Les spécialistes le savent bien. Seules certaines juridictions de première instance sont compétentes pour connaître des litiges relatifs aux pratiques restrictives de concurrence (art. L.442-6 du code de commerce), tandis que la Cour de Paris a en principe le pouvoir exclusif de connaître d’éventuels appels. Que décider lorsqu’en première instance, un juge dépourvu du pouvoir d’examiner de telles pratiques s’est pourtant prononcé sur le fond du dossier ? La Chambre commerciale de la Cour de cassation a opéré un revirement de jurisprudence en jugeant le 29 mars 2017 (Pourvoi n°15-24.241, Publié au Bulletin) que la cour compétente pour constater l’excès de pouvoir est, non pas la Cour de Paris, mais la cour dans le ressort de laquelle le jugement a été rendu. Et comme la Chambre commerciale sait l’insécurité juridique que peut susciter un revirement de jurisprudence en matière procédurale, elle a précisé que la nouvelle règle jurisprudentielle ne s’applique pas aux appels formés avant le revirement (Cass. com. 21 mars 2018, Pourvoi n° 16-28.412, Publié au Bulletin).

Les emprunts toxiques devant la Cour de cassation

Chacun se souvient du scandale médiatique autour des emprunts dits toxiques prétendument consentis par des banquiers peu scrupuleux à de pauvres petites communes sans défense. La Cour de cassation a su garder la tête froide. Elle juge le 28 mars 2018 (Pourvoi n° 16-26.210, Publié au bulletin) que :

  • « le caractère spéculatif d’une opération ne peut résulter de la seule exposition de la collectivité territoriale à des risques illimités » ;
  • « que la commune (qui) développait une politique active de gestion de sa dette, y compris en souscrivant des emprunts à taux variable et ne pouvait donc pas ignorer l’existence d’un risque » peut être considéré comme un « emprunteur averti ».

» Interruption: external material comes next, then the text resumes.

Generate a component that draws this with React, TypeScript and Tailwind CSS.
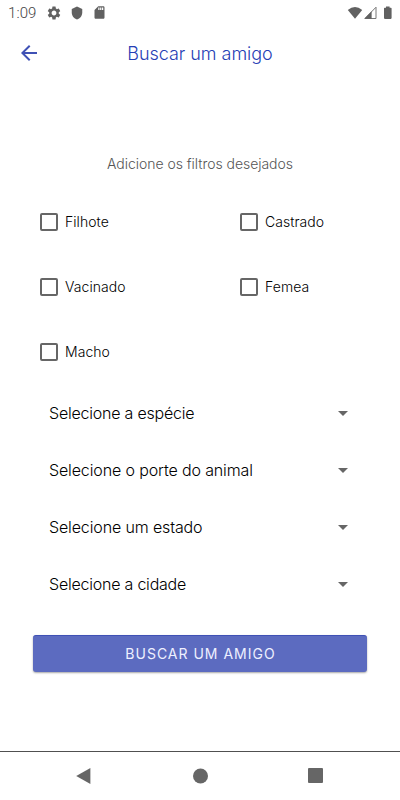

Quand les clauses d’un contrat s’appliquent malgré la résiliation de ce dernier.

La solution est sans doute classique, mais elle est souvent délicate à illustrer. Les choses sont clairement dites par la Chambre commerciale de la Cour de cassation au visa des « articles 1134 et 1184 du code civil, dans leur rédaction antérieure à celle issue de l’ordonnance du 10 février 2016 » : « en cas de résolution d’un contrat pour inexécution, les clauses limitatives de réparation des conséquences de cette inexécution demeurent applicables ». Au passage, on remarquera que le sens de cet attendu n’est pas sans rappeler le nouvel article 1230 du Code civil, issu de la réforme du droit des contrats et selon lequel « La résolution n’affecte (pas les clauses) destinées à produire effet même en cas de résolution ». L’hypothèse selon laquelle la Cour de cassation pourrait appliquer la réforme à des contrats conclus antérieurement au 1er octobre 2016 est de plus en plus plausible.